For most books, the reader starts at the first page and reads to the end of the story, and children see the Bible just like any other book.
Children’s Ministry Consultant with the Youth and Children’s Ministry Unit Mr Paul Yarrow says that we should discourage children from starting at Genesis and reading all the way to Revelation.
“Most adults read the Bible more like a magazine, reading a few pages here and jumping over and reading some more elsewhere, and we need to explain to children that the Bible is a collection of books written in many different styles by different people over a long period of time,” said Mr Yarrow.
“The Bible is a difficult book for children to read because of symbolic language and imagery.
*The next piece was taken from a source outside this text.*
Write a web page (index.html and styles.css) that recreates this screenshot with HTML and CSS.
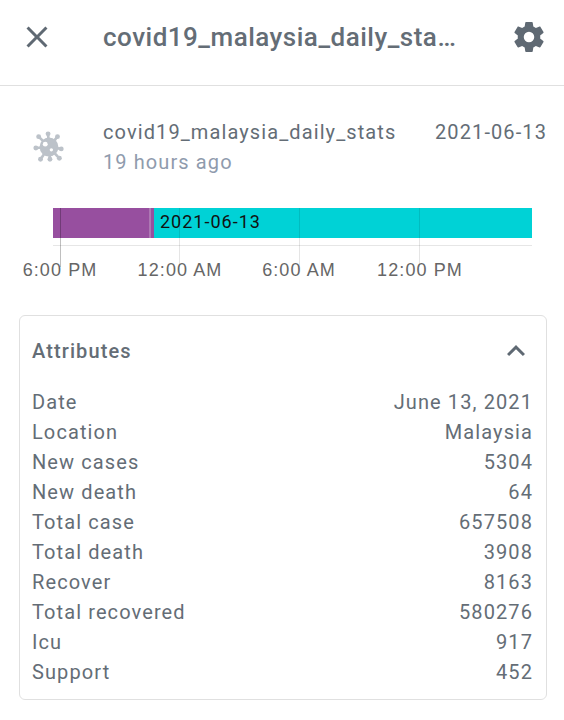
FILE: index.html
```html
<!DOCTYPE html>
<html>
<head>
	<title>covid19_malaysia_daily_stats</title>
	<link rel="stylesheet" href="styles.css">
</head>
<body>
	<header class="top-bar">
		<svg class="top-icon" viewBox="0 0 24 24"><path d="M19,6.41L17.59,5L12,10.59L6.41,5L5,6.41L10.59,12L5,17.59L6.41,19L12,13.41L17.59,19L19,17.59L13.41,12L19,6.41Z"/></svg>
		<div class="top-title">covid19_malaysia_daily_stats</div>
		<svg class="top-icon" viewBox="0 0 24 24"><path d="M12,15.5A3.5,3.5 0 0,1 8.5,12A3.5,3.5 0 0,1 12,8.5A3.5,3.5 0 0,1 15.5,12A3.5,3.5 0 0,1 12,15.5M19.43,12.97C19.47,12.65 19.5,12.33 19.5,12C19.5,11.67 19.47,11.34 19.43,11L21.54,9.37C21.73,9.22 21.78,8.95 21.66,8.73L19.66,5.27C19.54,5.05 19.27,4.96 19.05,5.05L16.56,6.05C16.04,5.66 15.5,5.32 14.87,5.07L14.5,2.42C14.46,2.18 14.25,2 14,2H10C9.75,2 9.54,2.18 9.5,2.42L9.13,5.07C8.5,5.32 7.96,5.66 7.44,6.05L4.95,5.05C4.73,4.96 4.46,5.05 4.34,5.27L2.34,8.73C2.21,8.95 2.27,9.22 2.46,9.37L4.57,11C4.53,11.34 4.5,11.67 4.5,12C4.5,12.33 4.53,12.65 4.57,12.97L2.46,14.63C2.27,14.78 2.21,15.05 2.34,15.27L4.34,18.73C4.46,18.95 4.73,19.03 4.95,18.95L7.44,17.94C7.96,18.34 8.5,18.68 9.13,18.93L9.5,21.58C9.54,21.82 9.75,22 10,22H14C14.25,22 14.46,21.82 14.5,21.58L14.87,18.93C15.5,18.67 16.04,18.34 16.56,17.94L19.05,18.95C19.27,19.03 19.54,18.95 19.66,18.73L21.66,15.27C21.78,15.05 21.73,14.78 21.54,14.63L19.43,12.97Z"/></svg>
	</header>

	<section class="entity">
		<svg class="entity-icon" viewBox="0 0 34 34">
			<g class="virus-arms">
				<line x1="17" y1="17" x2="16" y2="3"/>
				<line x1="17" y1="17" x2="26" y2="6"/>
				<line x1="17" y1="17" x2="30" y2="19"/>
				<line x1="17" y1="17" x2="28" y2="29"/>
				<line x1="17" y1="17" x2="18" y2="30"/>
				<line x1="17" y1="17" x2="8" y2="30"/>
				<line x1="17" y1="17" x2="3" y2="18"/>
				<line x1="17" y1="17" x2="6" y2="6"/>
			</g>
			<circle class="virus-tip" cx="16" cy="3" r="2.6"/>
			<circle class="virus-tip" cx="26" cy="6" r="2.6"/>
			<circle class="virus-tip" cx="30" cy="19" r="2.6"/>
			<circle class="virus-tip" cx="28" cy="29" r="2.6"/>
			<circle class="virus-tip" cx="18" cy="30" r="2.6"/>
			<circle class="virus-tip" cx="8" cy="30" r="2.6"/>
			<circle class="virus-tip" cx="3" cy="18" r="2.6"/>
			<circle class="virus-tip" cx="6" cy="6" r="2.6"/>
			<circle class="virus-tip" cx="17" cy="17" r="10"/>
			<circle class="virus-hole" cx="13" cy="14" r="2.6"/>
			<circle class="virus-hole" cx="19.5" cy="20" r="1.8"/>
		</svg>
		<div class="entity-info">
			<div class="entity-name">covid19_malaysia_daily_stats</div>
			<div class="entity-ago">19 hours ago</div>
		</div>
		<div class="entity-state">2021-06-13</div>
	</section>

	<section class="timeline">
		<div class="grid-line first" style="left: 60px"></div>
		<div class="grid-line" style="left: 179px"></div>
		<div class="grid-line" style="left: 299px"></div>
		<div class="grid-line" style="left: 419px"></div>
		<div class="bar">
			<div class="bar-old"></div>
			<div class="bar-now">2021-06-13</div>
		</div>
		<div class="axis"></div>
		<div class="tick-labels">
			<span class="tick" style="left: 60px">6:00 PM</span>
			<span class="tick" style="left: 180px">12:00 AM</span>
			<span class="tick" style="left: 299px">6:00 AM</span>
			<span class="tick" style="left: 420px">12:00 PM</span>
		</div>
	</section>

	<section class="card">
		<div class="card-head">
			<span>Attributes</span>
			<svg class="chevron" viewBox="0 0 24 24"><path d="M7.41,15.41L12,10.83L16.59,15.41L18,14L12,8L6,14L7.41,15.41Z"/></svg>
		</div>
		<div class="attr"><span>Date</span><span>June 13, 2021</span></div>
		<div class="attr"><span>Location</span><span>Malaysia</span></div>
		<div class="attr"><span>New cases</span><span>5304</span></div>
		<div class="attr"><span>New death</span><span>64</span></div>
		<div class="attr"><span>Total case</span><span>657508</span></div>
		<div class="attr"><span>Total death</span><span>3908</span></div>
		<div class="attr"><span>Recover</span><span>8163</span></div>
		<div class="attr"><span>Total recovered</span><span>580276</span></div>
		<div class="attr"><span>Icu</span><span>917</span></div>
		<div class="attr"><span>Support</span><span>452</span></div>
	</section>
</body>
</html>
```

FILE: styles.css
```css
body {
	overflow: hidden;
	margin: 0;
	color: #646d76;
	font-family: Roboto, sans-serif;
	font-size: 20px;
	letter-spacing: 1.1px;
	background: #fff;
}

.top-bar {
	display: flex;
	align-items: center;
	height: 86px;
	padding: 0 17px 11px 19px;
	box-sizing: border-box;
	border-bottom: 1px solid #e0e0e0;
}

.top-icon {
	flex: none;
	width: 36px;
	height: 36px;
	fill: #5f6973;
}

.top-title {
	flex: 1;
	min-width: 0;
	margin: 0 55px 0 48px;
	overflow: hidden;
	font-size: 26px;
	font-weight: 500;
	letter-spacing: 0.5px;
	text-overflow: ellipsis;
	white-space: nowrap;
}

.entity {
	display: flex;
	align-items: flex-start;
	height: 60px;
	margin-top: 31px;
	padding: 0 17px 0 33px;
	line-height: 30px;
}

.entity-icon {
	flex: none;
	width: 32px;
	height: 32px;
	margin-top: 14px;
}

.virus-arms line {
	stroke: #bcc2c9;
	stroke-width: 2.8;
}

.virus-tip {
	fill: #bcc2c9;
}

.virus-hole {
	fill: #fff;
}

.entity-info {
	flex: 1;
	margin-left: 38px;
}

.entity-ago {
	color: #8f9bad;
}

.timeline {
	position: relative;
	height: 107px;
	margin-top: 31px;
}

.grid-line {
	position: absolute;
	top: 0;
	width: 1px;
	height: 59px;
	background: rgba(0, 0, 0, 0.1);
}

.grid-line.first {
	background: rgba(0, 0, 0, 0.25);
}

.bar {
	display: flex;
	height: 30px;
	margin: 7px 32px 0 53px;
}

.bar-old {
	width: 101px;
	background: linear-gradient(to right, #974f9f 96px, #ad78b3 96px, #ad78b3 98px, #974f9f 98px);
}

.bar-now {
	flex: 1;
	padding-left: 6px;
	color: #111;
	font-size: 18px;
	letter-spacing: 1px;
	line-height: 28px;
	background: #00d2d6;
}

.axis {
	height: 1px;
	margin: 7px 32px 0 53px;
	background: #e6e6e6;
}

.tick-labels {
	position: relative;
	margin-top: 15px;
}

.tick {
	position: absolute;
	top: -1px;
	color: #666;
	font-family: "Liberation Sans", sans-serif;
	font-size: 18px;
	letter-spacing: 1.1px;
	line-height: 20px;
	transform: translateX(-50%);
	white-space: nowrap;
}

.card {
	height: 385px;
	margin: 0 17px 0 19px;
	padding: 0 13px 0 12px;
	box-sizing: border-box;
	border: 1px solid #e0e0e0;
	border-radius: 6px;
}

.card-head {
	display: flex;
	align-items: center;
	justify-content: space-between;
	height: 69px;
	margin-bottom: 2px;
	font-weight: 500;
}

.chevron {
	width: 36px;
	height: 36px;
	margin-right: -1px;
	fill: #5f6973;
}

.attr {
	display: flex;
	justify-content: space-between;
	line-height: 30px;
}
```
It is really a book for adults and we even struggle to understand at times.”
Mr Yarrow explained that, although the reader needs to be able to think abstractly in order to understand the parables, young children can still enjoy these and will often get a different meaning from stories than adults will.
“Trying to understand the Bible in 2005 is not easy because the experiences of the people in the Bible are so far removed from life today,” said Mr Yarrow.
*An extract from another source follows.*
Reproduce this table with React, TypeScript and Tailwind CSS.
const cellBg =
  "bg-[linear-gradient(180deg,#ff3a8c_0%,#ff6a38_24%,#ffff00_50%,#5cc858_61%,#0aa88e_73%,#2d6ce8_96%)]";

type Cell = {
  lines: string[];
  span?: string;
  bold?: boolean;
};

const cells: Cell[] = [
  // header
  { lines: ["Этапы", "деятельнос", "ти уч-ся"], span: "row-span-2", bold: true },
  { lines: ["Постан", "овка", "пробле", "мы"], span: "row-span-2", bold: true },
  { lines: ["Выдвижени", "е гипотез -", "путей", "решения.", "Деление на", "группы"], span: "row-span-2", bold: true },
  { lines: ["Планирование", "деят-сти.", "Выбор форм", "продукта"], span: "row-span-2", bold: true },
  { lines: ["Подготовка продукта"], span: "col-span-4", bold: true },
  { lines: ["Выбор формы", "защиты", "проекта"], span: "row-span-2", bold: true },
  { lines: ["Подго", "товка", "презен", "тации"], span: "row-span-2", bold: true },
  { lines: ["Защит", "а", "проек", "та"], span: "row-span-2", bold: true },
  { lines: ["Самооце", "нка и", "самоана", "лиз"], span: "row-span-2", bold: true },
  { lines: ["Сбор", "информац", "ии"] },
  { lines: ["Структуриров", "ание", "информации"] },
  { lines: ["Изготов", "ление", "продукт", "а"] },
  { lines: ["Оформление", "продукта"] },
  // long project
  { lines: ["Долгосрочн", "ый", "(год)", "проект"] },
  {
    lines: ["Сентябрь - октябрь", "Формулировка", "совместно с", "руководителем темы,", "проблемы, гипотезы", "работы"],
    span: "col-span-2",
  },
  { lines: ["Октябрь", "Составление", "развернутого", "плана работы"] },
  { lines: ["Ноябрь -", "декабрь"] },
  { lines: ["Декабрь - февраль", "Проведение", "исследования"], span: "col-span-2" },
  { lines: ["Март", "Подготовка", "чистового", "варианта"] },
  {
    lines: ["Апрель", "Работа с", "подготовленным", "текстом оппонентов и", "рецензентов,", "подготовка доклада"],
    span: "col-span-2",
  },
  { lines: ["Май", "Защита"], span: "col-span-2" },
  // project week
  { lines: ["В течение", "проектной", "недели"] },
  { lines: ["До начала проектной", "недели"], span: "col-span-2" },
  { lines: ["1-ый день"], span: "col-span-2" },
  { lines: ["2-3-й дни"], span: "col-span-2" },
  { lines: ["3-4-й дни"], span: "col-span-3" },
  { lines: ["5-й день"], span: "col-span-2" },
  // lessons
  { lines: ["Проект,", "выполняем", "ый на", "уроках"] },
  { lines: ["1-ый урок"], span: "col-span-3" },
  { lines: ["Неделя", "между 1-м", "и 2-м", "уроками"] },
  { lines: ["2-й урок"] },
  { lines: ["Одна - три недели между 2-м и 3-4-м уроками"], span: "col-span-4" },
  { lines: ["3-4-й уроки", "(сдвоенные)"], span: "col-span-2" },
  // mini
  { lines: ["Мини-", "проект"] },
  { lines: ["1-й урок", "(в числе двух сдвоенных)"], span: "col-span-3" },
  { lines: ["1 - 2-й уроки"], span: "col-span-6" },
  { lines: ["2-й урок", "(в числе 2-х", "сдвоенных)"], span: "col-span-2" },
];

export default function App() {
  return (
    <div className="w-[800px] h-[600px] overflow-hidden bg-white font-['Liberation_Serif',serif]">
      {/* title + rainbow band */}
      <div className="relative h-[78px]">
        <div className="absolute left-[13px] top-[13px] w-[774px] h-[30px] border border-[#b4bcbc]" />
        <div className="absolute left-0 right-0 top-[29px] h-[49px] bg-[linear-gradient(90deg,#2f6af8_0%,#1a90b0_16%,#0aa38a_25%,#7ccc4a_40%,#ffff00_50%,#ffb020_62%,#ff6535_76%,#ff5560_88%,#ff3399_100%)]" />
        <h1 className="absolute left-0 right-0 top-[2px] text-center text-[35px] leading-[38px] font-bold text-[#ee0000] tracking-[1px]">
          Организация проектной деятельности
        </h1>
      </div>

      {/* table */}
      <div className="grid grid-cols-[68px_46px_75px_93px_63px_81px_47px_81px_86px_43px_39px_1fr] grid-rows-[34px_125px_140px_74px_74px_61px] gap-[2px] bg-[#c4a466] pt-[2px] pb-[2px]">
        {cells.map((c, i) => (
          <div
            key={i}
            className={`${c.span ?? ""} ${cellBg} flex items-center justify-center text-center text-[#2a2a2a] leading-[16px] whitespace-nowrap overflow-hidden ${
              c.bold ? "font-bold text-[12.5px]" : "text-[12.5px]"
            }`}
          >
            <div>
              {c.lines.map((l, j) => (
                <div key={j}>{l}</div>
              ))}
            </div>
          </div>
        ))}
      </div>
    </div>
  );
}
“Few children could understand the life of a first century shepherd or fisherman and the Bible doesn’t even mention television, cars or the internet.”
Mr Yarrow believes that even contemporary Bibles are difficult for children to understand and that, even though the Bible may have an appealing cover and be an exciting gift to receive, reading it is a whole different matter.
“We wouldn’t dream of giving most children a copy of War and Peace to read because it’s a large book filled with small print and has no pictures.”
Despite the difficulties Mr Yarrow firmly believes that God speaks to children through the scriptures as much as to anyone else.
“While children can read the Bible, we need to be aware of the difficulties and teach them some basic skills for engaging with the scriptures.”